[SET PROBLEM]
Return the material word for word. Do not include the pictures.

- - - -

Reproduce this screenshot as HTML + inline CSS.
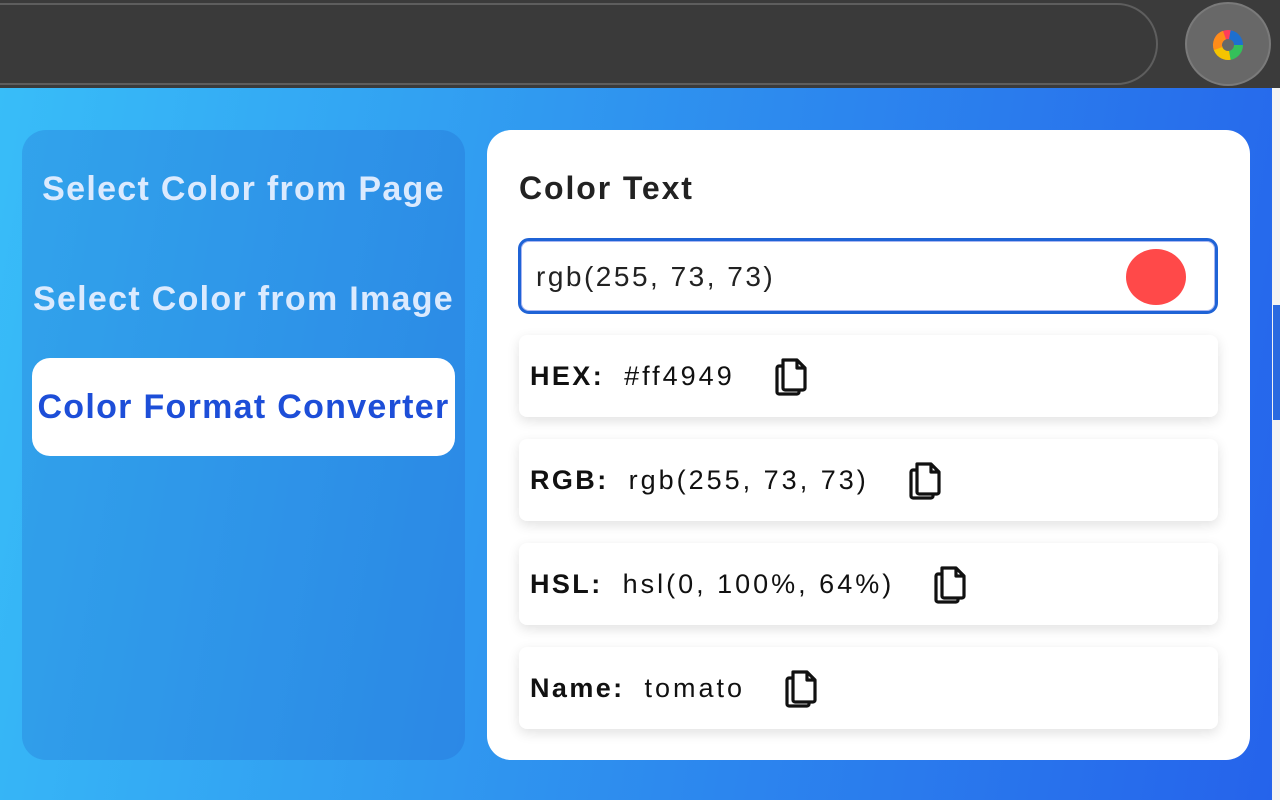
<!DOCTYPE html>
<html><head><meta charset="utf-8"><style>
*{box-sizing:border-box;margin:0;padding:0}
body{width:1280px;height:800px;overflow:hidden;background:#3c3c3c;font-family:"Liberation Sans",sans-serif;position:relative}
.top{position:absolute;left:0;top:0;width:1280px;height:88px;background:#3b3b3b}
.addr{position:absolute;left:-40px;top:3px;width:1198px;height:82px;border:2px solid #5e5e5e;border-radius:41px;background:#3a3a3a}
.ext{position:absolute;left:1185px;top:2px;width:86px;height:84px;border-radius:50%;background:#686868;border:2px solid #7a7a7a}
.strip{position:absolute;left:1272px;top:88px;width:8px;height:712px;background:#f3f3f3}
.strip i{position:absolute;left:1px;top:217px;width:7px;height:115px;background:#2a6ae0}
.pop{position:absolute;left:0;top:88px;width:1272px;height:712px;background:linear-gradient(100deg,#38bdf8 0%,#2f94ef 45%,#2563eb 100%)}
.left{position:absolute;left:22px;top:42px;width:443px;height:630px;border-radius:24px;background:rgba(30,90,200,0.25)}
.nav{position:absolute;left:10px;width:423px;height:98px;display:flex;align-items:center;justify-content:center;font-size:34px;font-weight:bold;color:#dbeafe;white-space:nowrap;letter-spacing:1.3px}
.nav.on{background:#fff;border-radius:18px;color:#1d4ed8}
.card{position:absolute;left:487px;top:42px;width:763px;height:630px;background:#fff;border-radius:24px}
h1{position:absolute;left:32px;top:40px;font-size:32px;font-weight:bold;color:#222;letter-spacing:1.9px}
.inp{position:absolute;left:31px;top:108px;width:700px;height:76px;border:3px solid #1f63d6;border-radius:11px;box-shadow:0 0 0 1px #a9b6f2 inset}
.inp span{position:absolute;left:15px;top:20px;font-size:28px;color:#222;letter-spacing:2.5px}
.dot{position:absolute;left:605px;top:8px;width:60px;height:56px;border-radius:50%;background:#ff4949}
.row{position:absolute;left:32px;width:699px;height:82px;border-radius:8px;background:#fff;box-shadow:0 4px 12px rgba(0,0,0,0.12);display:flex;align-items:center;padding-left:11px;font-size:27px;color:#111;letter-spacing:3px;white-space:nowrap}
.row b{margin-right:20px;letter-spacing:2.4px}
.row svg{margin-left:36px}
</style></head><body>
<div class="top"><div class="addr"></div>
<div class="ext"><svg width="86" height="84" viewBox="0 0 86 84" style="position:absolute;left:-2px;top:-2px">
<g transform="translate(43,43)" fill="none" stroke-width="9">
<circle r="10.5" stroke="#ff3d5a" stroke-dasharray="16.5 66" transform="rotate(-160)"/>
<circle r="10.5" stroke="#1e6fd0" stroke-dasharray="16.5 66" transform="rotate(-80)"/>
<circle r="10.5" stroke="#34c05a" stroke-dasharray="16.5 66" transform="rotate(0)"/>
<circle r="10.5" stroke="#f5c400" stroke-dasharray="16.5 66" transform="rotate(80)"/>
<circle r="10.5" stroke="#ff8c1a" stroke-dasharray="16.5 66" transform="rotate(160)"/>
</g></svg></div></div>
<div class="strip"><i></i></div>
<div class="pop">
<div class="left">
<div class="nav" style="top:10px">Select Color from Page</div>
<div class="nav" style="top:120px">Select Color from Image</div>
<div class="nav on" style="top:228px">Color Format Converter</div>
</div>
<div class="card">
<h1>Color Text</h1>
<div class="inp"><span>rgb(255, 73, 73)</span><div class="dot"></div></div>
<div class="row" style="top:205px"><b>HEX:</b>#ff4949<svg width="40" height="40" viewBox="2 2 20 20" fill="none" stroke="#111" stroke-width="1.6" stroke-linejoin="round"><path d="M8 4h7l4 4v10a1 1 0 0 1-1 1H9a1 1 0 0 1-1-1z M15 4v4h4"/><path d="M8 7H6a1 1 0 0 0-1 1v12a1 1 0 0 0 1 1h9a1 1 0 0 0 1-1v-1"/></svg></div>
<div class="row" style="top:309px"><b>RGB:</b>rgb(255, 73, 73)<svg width="40" height="40" viewBox="2 2 20 20" fill="none" stroke="#111" stroke-width="1.6" stroke-linejoin="round"><path d="M8 4h7l4 4v10a1 1 0 0 1-1 1H9a1 1 0 0 1-1-1z M15 4v4h4"/><path d="M8 7H6a1 1 0 0 0-1 1v12a1 1 0 0 0 1 1h9a1 1 0 0 0 1-1v-1"/></svg></div>
<div class="row" style="top:413px"><b>HSL:</b>hsl(0, 100%, 64%)<svg width="40" height="40" viewBox="2 2 20 20" fill="none" stroke="#111" stroke-width="1.6" stroke-linejoin="round"><path d="M8 4h7l4 4v10a1 1 0 0 1-1 1H9a1 1 0 0 1-1-1z M15 4v4h4"/><path d="M8 7H6a1 1 0 0 0-1 1v12a1 1 0 0 0 1 1h9a1 1 0 0 0 1-1v-1"/></svg></div>
<div class="row" style="top:517px"><b>Name:</b>tomato<svg width="40" height="40" viewBox="2 2 20 20" fill="none" stroke="#111" stroke-width="1.6" stroke-linejoin="round"><path d="M8 4h7l4 4v10a1 1 0 0 1-1 1H9a1 1 0 0 1-1-1z M15 4v4h4"/><path d="M8 7H6a1 1 0 0 0-1 1v12a1 1 0 0 0 1 1h9a1 1 0 0 0 1-1v-1"/></svg></div>
</div>
</div>
</body></html>
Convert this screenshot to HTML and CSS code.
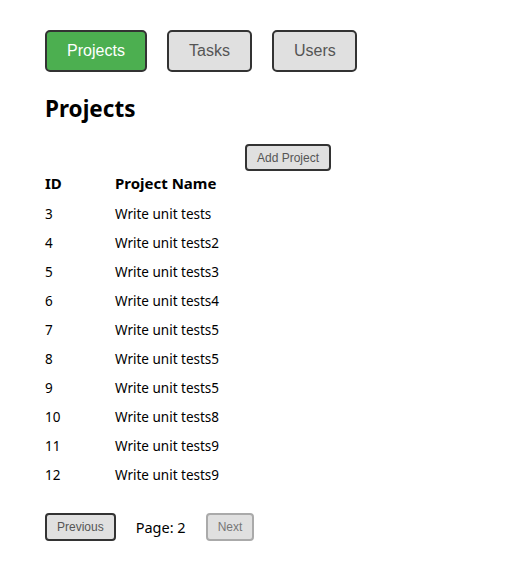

- - - -

[EXERCISE RESPONSE]
Reproduce this screenshot as HTML + inline CSS.
<!DOCTYPE html>
<html><head><meta charset="utf-8"><style>
*{box-sizing:border-box;margin:0;padding:0}
body{width:1280px;height:800px;overflow:hidden;background:#3c3c3c;font-family:"Liberation Sans",sans-serif;position:relative}
.top{position:absolute;left:0;top:0;width:1280px;height:88px;background:#3b3b3b}
.addr{position:absolute;left:-40px;top:3px;width:1198px;height:82px;border:2px solid #5e5e5e;border-radius:41px;background:#3a3a3a}
.ext{position:absolute;left:1185px;top:2px;width:86px;height:84px;border-radius:50%;background:#686868;border:2px solid #7a7a7a}
.strip{position:absolute;left:1272px;top:88px;width:8px;height:712px;background:#f3f3f3}
.strip i{position:absolute;left:1px;top:217px;width:7px;height:115px;background:#2a6ae0}
.pop{position:absolute;left:0;top:88px;width:1272px;height:712px;background:linear-gradient(100deg,#38bdf8 0%,#2f94ef 45%,#2563eb 100%)}
.left{position:absolute;left:22px;top:42px;width:443px;height:630px;border-radius:24px;background:rgba(30,90,200,0.25)}
.nav{position:absolute;left:10px;width:423px;height:98px;display:flex;align-items:center;justify-content:center;font-size:34px;font-weight:bold;color:#dbeafe;white-space:nowrap;letter-spacing:1.3px}
.nav.on{background:#fff;border-radius:18px;color:#1d4ed8}
.card{position:absolute;left:487px;top:42px;width:763px;height:630px;background:#fff;border-radius:24px}
h1{position:absolute;left:32px;top:40px;font-size:32px;font-weight:bold;color:#222;letter-spacing:1.9px}
.inp{position:absolute;left:31px;top:108px;width:700px;height:76px;border:3px solid #1f63d6;border-radius:11px;box-shadow:0 0 0 1px #a9b6f2 inset}
.inp span{position:absolute;left:15px;top:20px;font-size:28px;color:#222;letter-spacing:2.5px}
.dot{position:absolute;left:605px;top:8px;width:60px;height:56px;border-radius:50%;background:#ff4949}
.row{position:absolute;left:32px;width:699px;height:82px;border-radius:8px;background:#fff;box-shadow:0 4px 12px rgba(0,0,0,0.12);display:flex;align-items:center;padding-left:11px;font-size:27px;color:#111;letter-spacing:3px;white-space:nowrap}
.row b{margin-right:20px;letter-spacing:2.4px}
.row svg{margin-left:36px}
</style></head><body>
<div class="top"><div class="addr"></div>
<div class="ext"><svg width="86" height="84" viewBox="0 0 86 84" style="position:absolute;left:-2px;top:-2px">
<g transform="translate(43,43)" fill="none" stroke-width="9">
<circle r="10.5" stroke="#ff3d5a" stroke-dasharray="16.5 66" transform="rotate(-160)"/>
<circle r="10.5" stroke="#1e6fd0" stroke-dasharray="16.5 66" transform="rotate(-80)"/>
<circle r="10.5" stroke="#34c05a" stroke-dasharray="16.5 66" transform="rotate(0)"/>
<circle r="10.5" stroke="#f5c400" stroke-dasharray="16.5 66" transform="rotate(80)"/>
<circle r="10.5" stroke="#ff8c1a" stroke-dasharray="16.5 66" transform="rotate(160)"/>
</g></svg></div></div>
<div class="strip"><i></i></div>
<div class="pop">
<div class="left">
<div class="nav" style="top:10px">Select Color from Page</div>
<div class="nav" style="top:120px">Select Color from Image</div>
<div class="nav on" style="top:228px">Color Format Converter</div>
</div>
<div class="card">
<h1>Color Text</h1>
<div class="inp"><span>rgb(255, 73, 73)</span><div class="dot"></div></div>
<div class="row" style="top:205px"><b>HEX:</b>#ff4949<svg width="40" height="40" viewBox="2 2 20 20" fill="none" stroke="#111" stroke-width="1.6" stroke-linejoin="round"><path d="M8 4h7l4 4v10a1 1 0 0 1-1 1H9a1 1 0 0 1-1-1z M15 4v4h4"/><path d="M8 7H6a1 1 0 0 0-1 1v12a1 1 0 0 0 1 1h9a1 1 0 0 0 1-1v-1"/></svg></div>
<div class="row" style="top:309px"><b>RGB:</b>rgb(255, 73, 73)<svg width="40" height="40" viewBox="2 2 20 20" fill="none" stroke="#111" stroke-width="1.6" stroke-linejoin="round"><path d="M8 4h7l4 4v10a1 1 0 0 1-1 1H9a1 1 0 0 1-1-1z M15 4v4h4"/><path d="M8 7H6a1 1 0 0 0-1 1v12a1 1 0 0 0 1 1h9a1 1 0 0 0 1-1v-1"/></svg></div>
<div class="row" style="top:413px"><b>HSL:</b>hsl(0, 100%, 64%)<svg width="40" height="40" viewBox="2 2 20 20" fill="none" stroke="#111" stroke-width="1.6" stroke-linejoin="round"><path d="M8 4h7l4 4v10a1 1 0 0 1-1 1H9a1 1 0 0 1-1-1z M15 4v4h4"/><path d="M8 7H6a1 1 0 0 0-1 1v12a1 1 0 0 0 1 1h9a1 1 0 0 0 1-1v-1"/></svg></div>
<div class="row" style="top:517px"><b>Name:</b>tomato<svg width="40" height="40" viewBox="2 2 20 20" fill="none" stroke="#111" stroke-width="1.6" stroke-linejoin="round"><path d="M8 4h7l4 4v10a1 1 0 0 1-1 1H9a1 1 0 0 1-1-1z M15 4v4h4"/><path d="M8 7H6a1 1 0 0 0-1 1v12a1 1 0 0 0 1 1h9a1 1 0 0 0 1-1v-1"/></svg></div>
</div>
</div>
</body></html>
Convert this screenshot to HTML and CSS code.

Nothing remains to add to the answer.